How can i play HD video without it horribly stuttering?
March 14, 2013 5:15 PM   Subscribe

Any HD video files i try to play stutter horribly on my new computer, and just generally play inconsistently and in a not-smooth fashion. I've tried almost everything...

I have years of experience building and supporting computers, Windows/Mac(even classic!)/etc. i work in IT. I've googled the crap out of this every time i get a wild hair for weeks now, and tried almost everything i could find. Every video playing app, different codecs, VLC, using media player classic set up various ways or on the "default ffdshow" mode which some people said was the fastest for them. no dice. I've also asked every meatspace and online friend i have who would be knowledgeable about this type of thing. Lots of suggestions, nothing helped.

The computer itself is extremely fast. core i5 2500k, 8gb of fast ram, dual geforce gtx 460 1gb cards in SLI, vertex 4 ssd, etc. High end stuff. I really can't see anything being a problem there, and there's nothing else i've ever tried to do with it that it couldn't handle smoothly.

It's also worth noting that it gets even worse with higher resolution or larger files. A 1080p version of "Brave" caused it to stutter so intensely that the sound started to skip and crackle. It can usually handle SD/DVD resolution video fine, but even that sometimes stutters.

This is compounded by the fact that my several year old Mac blasts right through most, if not all of these files with absolute smoothness. And even the ones that it doesn't, it just needs 30 seconds or so to throw them in to RAM from it's slow HDD and start caching to play smoothly. So it's not related to the files.

Completely at my wits end with this, and I've basically burned google down looking for solutions. Any thoughts?
posted by emptythought to Computers & Internet (19 answers total) 3 users marked this as a favorite
 
Have you used a LiveCD or something to boot to a different operating system to see if the problem persists there, which would more definitively isolate it as a hardware problem as opposed to a software or OS configuration problem?
posted by XMLicious at 5:20 PM on March 14, 2013


Well my first thoughts would be: Try different video players, update your codecs, make sure you have enough RAM/fast enough CPU...

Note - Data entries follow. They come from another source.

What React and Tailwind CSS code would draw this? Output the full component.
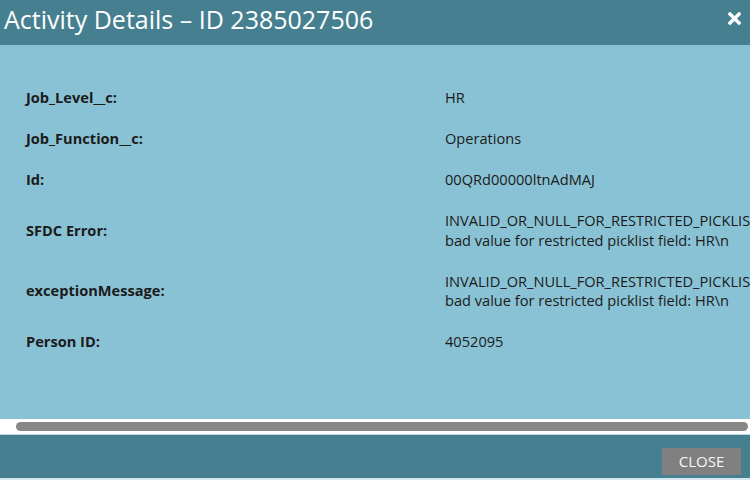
import React from "react";

const rows = [
  { label: "Job_Level__c:", value: ["HR"] },
  { label: "Job_Function__c:", value: ["Operations"] },
  { label: "Id:", value: ["00QRd00000ltnAdMAJ"] },
  {
    label: "SFDC Error:",
    value: [
      "INVALID_OR_NULL_FOR_RESTRICTED_PICKLIST:",
      "bad value for restricted picklist field: HR\\n",
    ],
  },
  {
    label: "exceptionMessage:",
    value: [
      "INVALID_OR_NULL_FOR_RESTRICTED_PICKLIST:",
      "bad value for restricted picklist field: HR\\n",
    ],
  },
  { label: "Person ID:", value: ["4052095"] },
];

export default function App() {
  return (
    <div
      className="w-[750px] h-[480px] flex flex-col overflow-hidden bg-[#89c2d4]"
      style={{ fontFamily: '"Open Sans", sans-serif' }}
    >
      <div className="h-[45px] shrink-0 bg-[#467f90] flex items-center justify-between pl-[4px] pr-[9px]">
        <div className="text-white text-[25px] leading-[30px] -mt-[7px]">
          Activity Details – ID 2385027506
        </div>
        <svg width="13" height="13" viewBox="0 0 13 13" className="-mt-[8px]">
          <path d="M2 2 L11 11 M11 2 L2 11" stroke="white" strokeWidth="3.4" strokeLinecap="square" />
        </svg>
      </div>
      <div className="flex-1 overflow-hidden pt-[32px] text-[#1b1b1b] text-[14.6px]">
        {rows.map((r) => (
          <div key={r.label} className="flex py-[10px] border-b border-transparent leading-[20px]">
            <div className="w-[445px] shrink-0 pl-[26px] font-bold flex items-center">
              {r.label}
            </div>
            <div className="whitespace-nowrap">
              {r.value.map((v, i) => (
                <div key={i} className={i > 0 ? "-mt-[0.5px]" : ""}>{v}</div>
              ))}
            </div>
          </div>
        ))}
      </div>
      <div className="h-[15px] shrink-0 bg-white flex items-center pl-[16px] pr-[2px]">
        <div className="h-[9px] flex-1 rounded-full bg-[#888888]"></div>
      </div>
      <div className="h-[1px] shrink-0 bg-[#b9dbe5]"></div>
      <div className="h-[43px] shrink-0 bg-[#467f90] flex items-end justify-end pr-[9px] pb-[3px]">
        <div className="w-[79px] h-[27px] bg-[#808080] text-[#f7f7f7] text-[15px] flex items-center justify-center">
          CLOSE
        </div>
      </div>
      <div className="h-[2px] shrink-0 bg-[#d3e8ee]"></div>
    </div>
  );
}
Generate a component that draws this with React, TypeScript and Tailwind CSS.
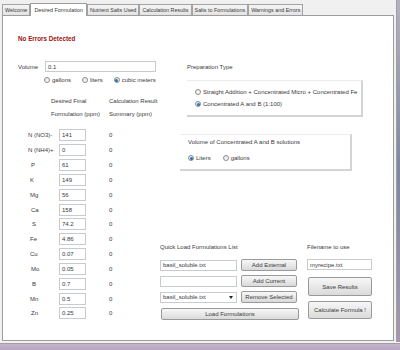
import React from 'react';

const font = { fontFamily: '"Liberation Sans", Arial, sans-serif' };

const tabs = [
  'Welcome',
  'Desired Formulation',
  'Nutrient Salts Used',
  'Calculation Results',
  'Salts to Formulations',
  'Warnings and Errors',
];

const nutrients: [string, string, string][] = [
  ['N (NO3)-', '141', 'pl-[1px]'],
  ['N (NH4)+', '0', 'pl-[1px]'],
  ['P', '61', 'pl-[4px]'],
  ['K', '149', 'pl-[3px]'],
  ['Mg', '56', 'pl-[3px]'],
  ['Ca', '158', 'pl-[4px]'],
  ['S', '74.2', 'pl-[5px]'],
  ['Fe', '4.86', 'pl-[3px]'],
  ['Cu', '0.07', 'pl-[3px]'],
  ['Mo', '0.05', 'pl-[4px]'],
  ['B', '0.7', 'pl-[5px]'],
  ['Mn', '0.5', 'pl-[3px]'],
  ['Zn', '0.25', 'pl-[4px]'],
];

const Radio = ({ checked, label }: { checked?: boolean; label: string }) => (
  <div className="flex items-center gap-[2px]">
    <span className="w-[6px] h-[6px] rounded-full border border-[#8c8c8c] bg-gradient-to-br from-[#e6e6e6] to-white flex items-center justify-center">
      {checked && <span className="w-[3px] h-[3px] rounded-full bg-[#1f6fbf]" />}
    </span>
    <span>{label}</span>
  </div>
);

const Field = ({ value, className }: { value: string; className: string }) => (
  <div className={`bg-white border border-[#c6cbd0] flex items-center pl-[2px] ${className}`}>{value}</div>
);

const Button = ({ label, className }: { label: string; className: string }) => (
  <div
    className={`border border-[#9a9a9a] rounded-[2px] bg-gradient-to-b from-[#f7f7f7] to-[#dadada] flex items-center justify-center ${className}`}
  >
    {label}
  </div>
);

export default function App() {
  return (
    <div className="w-[400px] h-[350px] flex flex-col bg-[#f0f0f0] text-[6px] leading-[8px] text-[#3a3a3a] overflow-hidden" style={font}>
      <div className="flex flex-1 min-h-0">
        <div className="flex-1 flex flex-col pl-[2px] pt-[3px] pb-[1px]">
          {/* tab strip */}
          <div className="flex items-end h-[12px] text-[5.4px]">
            {tabs.map((t, i) =>
              i === 1 ? (
                <div key={t} className="h-[13px] px-[3px] bg-white border border-b-0 border-[#9c9c9c] flex items-center -mb-[1px] relative z-10">
                  {t}
                </div>
              ) : (
                <div key={t} className="h-[11px] px-[2px] bg-gradient-to-b from-[#f5f5f5] to-[#e3e3e3] border border-b-0 border-[#a3a3a3] flex items-center">
                  {t}
                </div>
              ),
            )}
          </div>

          {/* panel */}
          <div className="flex-1 bg-white border border-[#9c9c9c] flex">
            {/* left column */}
            <div className="w-[156px] flex flex-col">
              <div className="mt-[19px] ml-[15px] font-bold text-[#a01010] text-[6.3px]">No Errors Detected</div>
              <div className="mt-[18px] ml-[15px] flex items-center h-[11px]">
                <span className="w-[27px]">Volume</span>
                <Field value="0.1" className="w-[111px] h-[11px]" />
              </div>
              <div className="mt-[4px] ml-[41px] flex gap-[11px] h-[8px]">
                <Radio label="gallons" />
                <Radio label="liters" />
                <Radio checked label="cubic meters" />
              </div>
              <div className="mt-[11px] flex leading-[13px]">
                <div className="ml-[48px] w-[58px]">
                  <div>Desired Final</div>
                  <div>Formulation (ppm)</div>
                </div>
                <div>
                  <div>Calculation Result</div>
                  <div>Summary (ppm)</div>
                </div>
              </div>
              <div className="mt-[7px] flex flex-col">
                {nutrients.map(([name, val, pad]) => (
                  <div key={name} className="h-[14.83px] flex items-center">
                    <span className={`ml-[24px] w-[32px] ${pad}`}>{name}</span>
                    <Field value={val} className="w-[27px] h-[12px]" />
                    <span className="ml-[23px]">0</span>
                  </div>
                ))}
              </div>
            </div>

            {/* right column */}
            <div className="flex-1 flex flex-col">
              <div className="mt-[47px] ml-[28px]">Preparation Type</div>
              <div className="mt-[9px] ml-[28px] w-[176px] h-[37px] border-r-2 border-b-2 border-[#d4d4d4] border-t border-t-[#ececec] flex flex-col justify-center gap-[4px] pl-[8px]">
                <Radio label="Straight Addition + Concentrated Micro + Concentrated Fe" />
                <Radio checked label="Concentrated A and B (1:100)" />
              </div>
              <div className="mt-[17px] ml-[21px] w-[172px] h-[37px] border-r-2 border-b-2 border-[#d4d4d4] border-t border-t-[#ececec] flex flex-col pl-[8px] pt-[3px]">
                <div>Volume of Concentrated A and B solutions</div>
                <div className="mt-[8px] flex gap-[12px]">
                  <Radio checked label="Liters" />
                  <Radio label="gallons" />
                </div>
              </div>

              <div className="mt-[72px] ml-[1px] flex">
                <div className="w-[147px] flex flex-col">
                  <div>Quick Load Formulations List</div>
                  <div className="mt-[8px] flex items-center gap-[4px]">
                    <Field value="basil_soluble.txt" className="w-[77px] h-[11px]" />
                    <Button label="Add External" className="w-[56px] h-[12px]" />
                  </div>
                  <div className="mt-[4px] flex items-center gap-[4px]">
                    <Field value="" className="w-[77px] h-[11px]" />
                    <Button label="Add Current" className="w-[56px] h-[12px]" />
                  </div>
                  <div className="mt-[4px] flex items-center gap-[4px]">
                    <div className="w-[77px] h-[11px] bg-white border border-[#c6cbd0] flex items-center pl-[2px] pr-[3px] justify-between">
                      <span>basil_soluble.txt</span>
                      <span className="w-0 h-0 border-l-[2px] border-r-[2px] border-t-[3px] border-l-transparent border-r-transparent border-t-[#222]" />
                    </div>
                    <Button label="Remove Selected" className="w-[56px] h-[12px]" />
                  </div>
                  <Button label="Load Formulations" className="mt-[5px] ml-[1px] w-[138px] h-[12px]" />
                </div>
                <div className="flex flex-col">
                  <div>Filename to use</div>
                  <Field value="myrecipe.txt" className="mt-[8px] w-[65px] h-[11px]" />
                  <Button label="Save Results" className="mt-[7px] ml-[1px] w-[64px] h-[19px]" />
                  <Button label="Calculate Formula !" className="mt-[5px] ml-[1px] w-[64px] h-[18px]" />
                </div>
              </div>
            </div>
          </div>
        </div>
        {/* window frame right */}
        <div className="w-[6px] flex">
          <div className="w-[2px] bg-[#f0f0f0]" />
          <div className="w-[1px] bg-[#a0a0a0]" />
          <div className="flex-1 bg-gradient-to-b from-[#b6b0c4] via-[#7d889c] to-[#a597b0]" />
        </div>
      </div>
      {/* window frame bottom */}
      <div className="h-[1px] bg-[#f0f0f0]" />
      <div className="h-[1px] bg-[#a0a0a0]" />
      <div className="h-[6px] bg-gradient-to-b from-[#c4b4cc] to-[#b8a4c0]" />
    </div>
  );
}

After that, I would recommend you update your drivers for your graphics card and see if that helps. Go directly to your graphics card manufacturer's website for that. For one of my sound cards a while back, I could not record anything and for whatever reason, had to try a few sets of drivers before I could get it to sound right. Then, if that doesn't work, I might check out dxdiag and see if there are some settings/hardware acceleration or something that needs to be tweaked.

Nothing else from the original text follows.